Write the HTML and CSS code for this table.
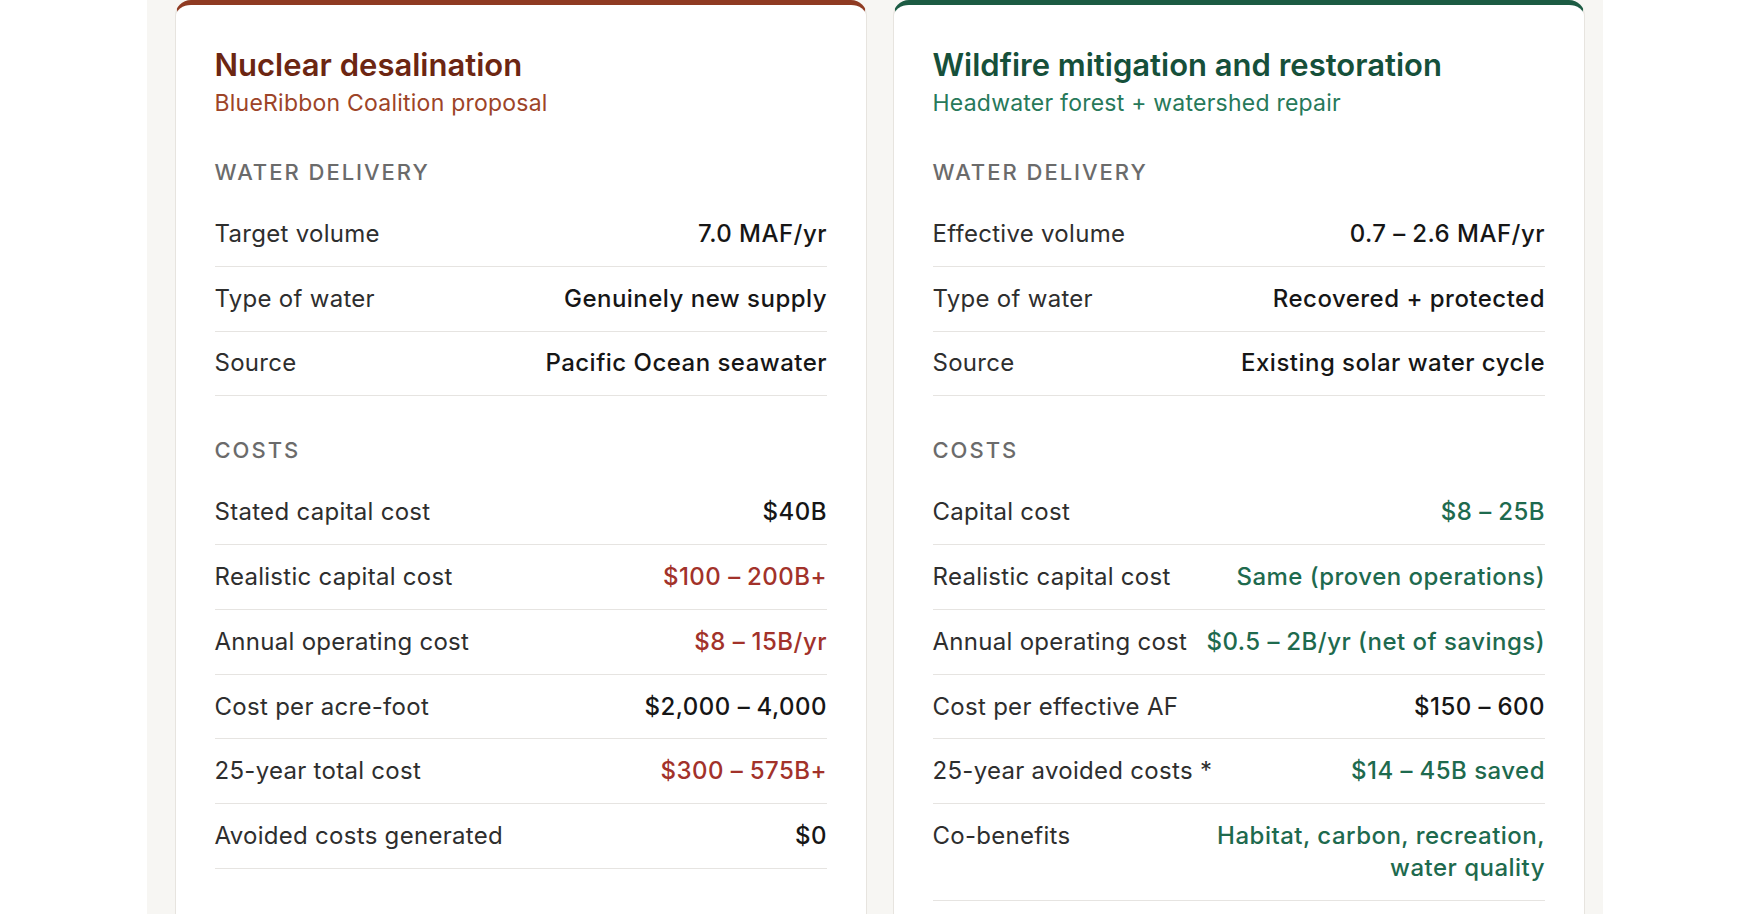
FILE: index.html
```html
<!DOCTYPE html>
<html lang="en">
<head>
<meta charset="utf-8">
<title>Nuclear desalination vs wildfire restoration</title>
<link rel="stylesheet" href="styles.css">
</head>
<body>
<div class="stage">
  <section class="card card-nuclear">
    <header class="card-head">
      <h2 class="card-title">Nuclear desalination</h2>
      <p class="card-sub">BlueRibbon Coalition proposal</p>
    </header>

    <h3 class="sec-label">Water delivery</h3>
    <div class="row"><span class="lbl">Target volume</span><span class="val">7.0 MAF/yr</span></div>
    <div class="row"><span class="lbl">Type of water</span><span class="val">Genuinely new supply</span></div>
    <div class="row"><span class="lbl">Source</span><span class="val">Pacific Ocean seawater</span></div>

    <h3 class="sec-label">Costs</h3>
    <div class="row"><span class="lbl">Stated capital cost</span><span class="val">$40B</span></div>
    <div class="row"><span class="lbl">Realistic capital cost</span><span class="val bad">$100 <span class="dash">–</span> 200B+</span></div>
    <div class="row"><span class="lbl">Annual operating cost</span><span class="val bad">$8 <span class="dash">–</span> 15B/yr</span></div>
    <div class="row"><span class="lbl">Cost per acre-foot</span><span class="val">$2,000 <span class="dash">–</span> 4,000</span></div>
    <div class="row"><span class="lbl">25-year total cost</span><span class="val bad">$300 <span class="dash">–</span> 575B+</span></div>
    <div class="row"><span class="lbl">Avoided costs generated</span><span class="val">$0</span></div>

    <h3 class="sec-label">Timeline</h3>
    <div class="row"><span class="lbl">Time to first water</span><span class="val">15 <span class="dash">–</span> 25 years</span></div>
  </section>

  <section class="card card-wildfire">
    <header class="card-head">
      <h2 class="card-title">Wildfire mitigation and restoration</h2>
      <p class="card-sub">Headwater forest + watershed repair</p>
    </header>

    <h3 class="sec-label">Water delivery</h3>
    <div class="row"><span class="lbl">Effective volume</span><span class="val">0.7 <span class="dash">–</span> 2.6 MAF/yr</span></div>
    <div class="row"><span class="lbl">Type of water</span><span class="val">Recovered + protected</span></div>
    <div class="row"><span class="lbl">Source</span><span class="val">Existing solar water cycle</span></div>

    <h3 class="sec-label">Costs</h3>
    <div class="row"><span class="lbl">Capital cost</span><span class="val good">$8 <span class="dash">–</span> 25B</span></div>
    <div class="row"><span class="lbl">Realistic capital cost</span><span class="val good">Same (proven operations)</span></div>
    <div class="row"><span class="lbl">Annual operating cost</span><span class="val good">$0.5 <span class="dash">–</span> 2B/yr (net of savings)</span></div>
    <div class="row"><span class="lbl">Cost per effective AF</span><span class="val">$150 <span class="dash">–</span> 600</span></div>
    <div class="row"><span class="lbl">25-year avoided costs *</span><span class="val good">$14 <span class="dash">–</span> 45B saved</span></div>
    <div class="row"><span class="lbl">Co-benefits</span><span class="val good">Habitat, carbon, recreation, water quality</span></div>

    <h3 class="sec-label">Timeline</h3>
    <div class="row"><span class="lbl">Time to first water</span><span class="val">1 <span class="dash">–</span> 3 years</span></div>
  </section>
</div>
</body>
</html>
```

FILE: styles.css
```css
* { box-sizing: border-box; }

html, body {
  margin: 0;
  padding: 0;
  background: #ffffff;
  height: 914px;
  overflow: hidden;
}

body {
  font-family: Inter, "Liberation Sans", sans-serif;
  color: #1d1d1d;
}

.stage {
  margin-left: 147px;
  width: 1456px;
  min-height: 914px;
  background: #f7f6f3;
  padding: 0 18px 0 28px;
  display: flex;
  gap: 26px;
  align-items: flex-start;
}

.card {
  width: 692px;
  flex: none;
  background: #ffffff;
  border: 1.5px solid #e7e4df;
  border-top-width: 5px;
  border-radius: 16px 16px 0 0;
  padding: 40px 39px 40px 38.5px;
}

.card-nuclear { border-top-color: #8f3b22; }
.card-wildfire { border-top-color: #1c5b43; }

.card-head { margin-bottom: 40px; }

.card-title {
  margin: 0;
  font-size: 31px;
  line-height: 40px;
  font-weight: 600;
  letter-spacing: 0;
}

.card-sub {
  margin: 3px 0 0;
  font-size: 23px;
  line-height: 30px;
  font-weight: 400;
  letter-spacing: 0.01em;
}

.card-nuclear .card-title { color: #6c2612; }
.card-nuclear .card-sub { color: #9d4428; }
.card-wildfire .card-title { color: #16503a; }
.card-wildfire .card-sub { color: #27795a; }

.sec-label {
  margin: 0 0 16px;
  font-size: 22px;
  line-height: 28px;
  font-weight: 500;
  letter-spacing: 0.09em;
  text-transform: uppercase;
  color: #6b6b6b;
}

.row + .sec-label { margin-top: 40px; }

.row {
  display: flex;
  justify-content: space-between;
  align-items: flex-start;
  gap: 14px;
  padding: 15.9px 0;
  border-bottom: 1px solid #e6e4e1;
  font-size: 24px;
  line-height: 32px;
}

.lbl {
  color: #2e2e2e;
  font-weight: 400;
  letter-spacing: 0.012em;
  white-space: nowrap;
}

.val {
  color: #161616;
  font-weight: 500;
  letter-spacing: 0.02em;
  text-align: right;
  max-width: 61%;
}

.dash { letter-spacing: 0; }

.val.bad { color: #a2322a; }
.val.good { color: #1e6a4e; }
```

..............................

Repeat the material above in full and exactly, omitting the pictures.

(Full output)
Write the HTML and CSS code for this table.
FILE: index.html
```html
<!DOCTYPE html>
<html lang="en">
<head>
<meta charset="utf-8">
<title>Nuclear desalination vs wildfire restoration</title>
<link rel="stylesheet" href="styles.css">
</head>
<body>
<div class="stage">
  <section class="card card-nuclear">
    <header class="card-head">
      <h2 class="card-title">Nuclear desalination</h2>
      <p class="card-sub">BlueRibbon Coalition proposal</p>
    </header>

    <h3 class="sec-label">Water delivery</h3>
    <div class="row"><span class="lbl">Target volume</span><span class="val">7.0 MAF/yr</span></div>
    <div class="row"><span class="lbl">Type of water</span><span class="val">Genuinely new supply</span></div>
    <div class="row"><span class="lbl">Source</span><span class="val">Pacific Ocean seawater</span></div>

    <h3 class="sec-label">Costs</h3>
    <div class="row"><span class="lbl">Stated capital cost</span><span class="val">$40B</span></div>
    <div class="row"><span class="lbl">Realistic capital cost</span><span class="val bad">$100 <span class="dash">–</span> 200B+</span></div>
    <div class="row"><span class="lbl">Annual operating cost</span><span class="val bad">$8 <span class="dash">–</span> 15B/yr</span></div>
    <div class="row"><span class="lbl">Cost per acre-foot</span><span class="val">$2,000 <span class="dash">–</span> 4,000</span></div>
    <div class="row"><span class="lbl">25-year total cost</span><span class="val bad">$300 <span class="dash">–</span> 575B+</span></div>
    <div class="row"><span class="lbl">Avoided costs generated</span><span class="val">$0</span></div>

    <h3 class="sec-label">Timeline</h3>
    <div class="row"><span class="lbl">Time to first water</span><span class="val">15 <span class="dash">–</span> 25 years</span></div>
  </section>

  <section class="card card-wildfire">
    <header class="card-head">
      <h2 class="card-title">Wildfire mitigation and restoration</h2>
      <p class="card-sub">Headwater forest + watershed repair</p>
    </header>

    <h3 class="sec-label">Water delivery</h3>
    <div class="row"><span class="lbl">Effective volume</span><span class="val">0.7 <span class="dash">–</span> 2.6 MAF/yr</span></div>
    <div class="row"><span class="lbl">Type of water</span><span class="val">Recovered + protected</span></div>
    <div class="row"><span class="lbl">Source</span><span class="val">Existing solar water cycle</span></div>

    <h3 class="sec-label">Costs</h3>
    <div class="row"><span class="lbl">Capital cost</span><span class="val good">$8 <span class="dash">–</span> 25B</span></div>
    <div class="row"><span class="lbl">Realistic capital cost</span><span class="val good">Same (proven operations)</span></div>
    <div class="row"><span class="lbl">Annual operating cost</span><span class="val good">$0.5 <span class="dash">–</span> 2B/yr (net of savings)</span></div>
    <div class="row"><span class="lbl">Cost per effective AF</span><span class="val">$150 <span class="dash">–</span> 600</span></div>
    <div class="row"><span class="lbl">25-year avoided costs *</span><span class="val good">$14 <span class="dash">–</span> 45B saved</span></div>
    <div class="row"><span class="lbl">Co-benefits</span><span class="val good">Habitat, carbon, recreation, water quality</span></div>

    <h3 class="sec-label">Timeline</h3>
    <div class="row"><span class="lbl">Time to first water</span><span class="val">1 <span class="dash">–</span> 3 years</span></div>
  </section>
</div>
</body>
</html>
```

FILE: styles.css
```css
* { box-sizing: border-box; }

html, body {
  margin: 0;
  padding: 0;
  background: #ffffff;
  height: 914px;
  overflow: hidden;
}

body {
  font-family: Inter, "Liberation Sans", sans-serif;
  color: #1d1d1d;
}

.stage {
  margin-left: 147px;
  width: 1456px;
  min-height: 914px;
  background: #f7f6f3;
  padding: 0 18px 0 28px;
  display: flex;
  gap: 26px;
  align-items: flex-start;
}

.card {
  width: 692px;
  flex: none;
  background: #ffffff;
  border: 1.5px solid #e7e4df;
  border-top-width: 5px;
  border-radius: 16px 16px 0 0;
  padding: 40px 39px 40px 38.5px;
}

.card-nuclear { border-top-color: #8f3b22; }
.card-wildfire { border-top-color: #1c5b43; }

.card-head { margin-bottom: 40px; }

.card-title {
  margin: 0;
  font-size: 31px;
  line-height: 40px;
  font-weight: 600;
  letter-spacing: 0;
}

.card-sub {
  margin: 3px 0 0;
  font-size: 23px;
  line-height: 30px;
  font-weight: 400;
  letter-spacing: 0.01em;
}

.card-nuclear .card-title { color: #6c2612; }
.card-nuclear .card-sub { color: #9d4428; }
.card-wildfire .card-title { color: #16503a; }
.card-wildfire .card-sub { color: #27795a; }

.sec-label {
  margin: 0 0 16px;
  font-size: 22px;
  line-height: 28px;
  font-weight: 500;
  letter-spacing: 0.09em;
  text-transform: uppercase;
  color: #6b6b6b;
}

.row + .sec-label { margin-top: 40px; }

.row {
  display: flex;
  justify-content: space-between;
  align-items: flex-start;
  gap: 14px;
  padding: 15.9px 0;
  border-bottom: 1px solid #e6e4e1;
  font-size: 24px;
  line-height: 32px;
}

.lbl {
  color: #2e2e2e;
  font-weight: 400;
  letter-spacing: 0.012em;
  white-space: nowrap;
}

.val {
  color: #161616;
  font-weight: 500;
  letter-spacing: 0.02em;
  text-align: right;
  max-width: 61%;
}

.dash { letter-spacing: 0; }

.val.bad { color: #a2322a; }
.val.good { color: #1e6a4e; }
```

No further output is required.